In 1962, the Archbishop at last acted decisively. He announced that
in the fall, the city’s Catholic schools would admit black students. Perez
and his allies persisted in their opposition, so the archbishop excommunicated
them for continuing "to hinder his orders or provoke the devoted people of
this venerable archdiocese to disobedience or rebellion in the matter of
opening our schools to all Catholic children." They were barred from the
Mass and sacraments as well as Catholic burial.
By the fall, 104 black children were admitted to the city’s Catholic schools.

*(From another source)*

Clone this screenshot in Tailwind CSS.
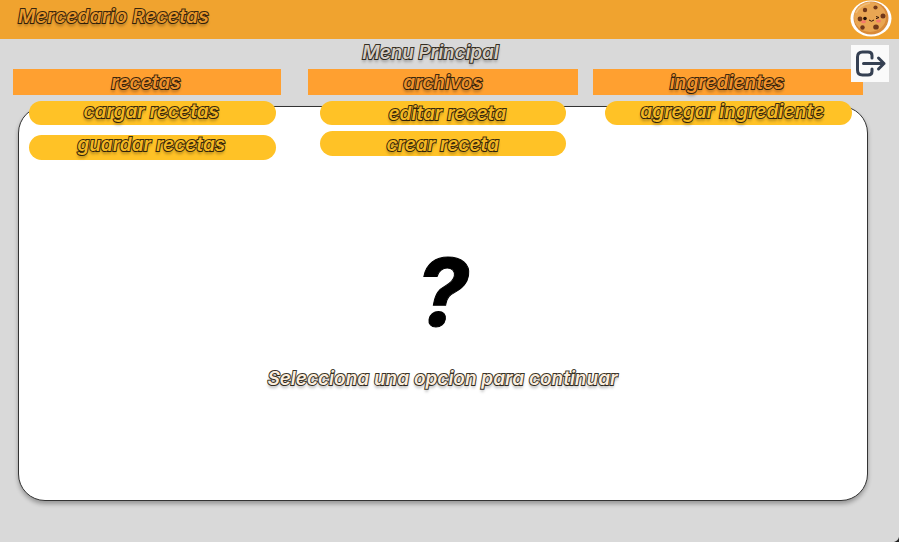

By 1968, Perez repented and, after his death in 1969, was given a Catholic
burial.
The barring of John Kerry, Nancy Pelosi and other pro-abortion nominally
Catholic politicians has been too long delayed. The sooner the bar
is imposed, the better. Perhaps they too will repent before death and
receive a Catholic burial. Jesus did not pander to politicians, much
less put monetary considerations (such as tax exemption) before principle.
Sin should be identified as such and political correctness does not excuse sin.
A priest who knowingly gives Communion to a pro-abortion politician commits a grave sin as well as the unworthy recipient.
Sacrilege
consists in profaning or treating unworthily the sacraments and other liturgical
actions, as well as persons, things, or places consecrated to God.
Sacrilege is a grave sin especially when committed against the Eucharist,
for in this sacrament the true Body of Christ is made substantially present
for us." Cathecism of the Catholic Church, Section 2120.
St. Paul was unambiguous:
Whoever,
therefore, eats the bread or drinks the cup of the Lord in an unworthy manner
will be guilty of profaning the body and blood of the Lord. Let a man
examine himself, and so eat of the bread and drink of the cup. 1 Corinthians 11:27-28.
Anyone
who desires to receive Christ in Eucharistic communion must be in a state
of grace. Anyone aware of having sinned mortally must not receive communion
without having received absolution in the sacrament of penance." Cathecism 1415. (Emphasis added.)
The Eucharist is properly the sacrament of those who are in full communion with the Church.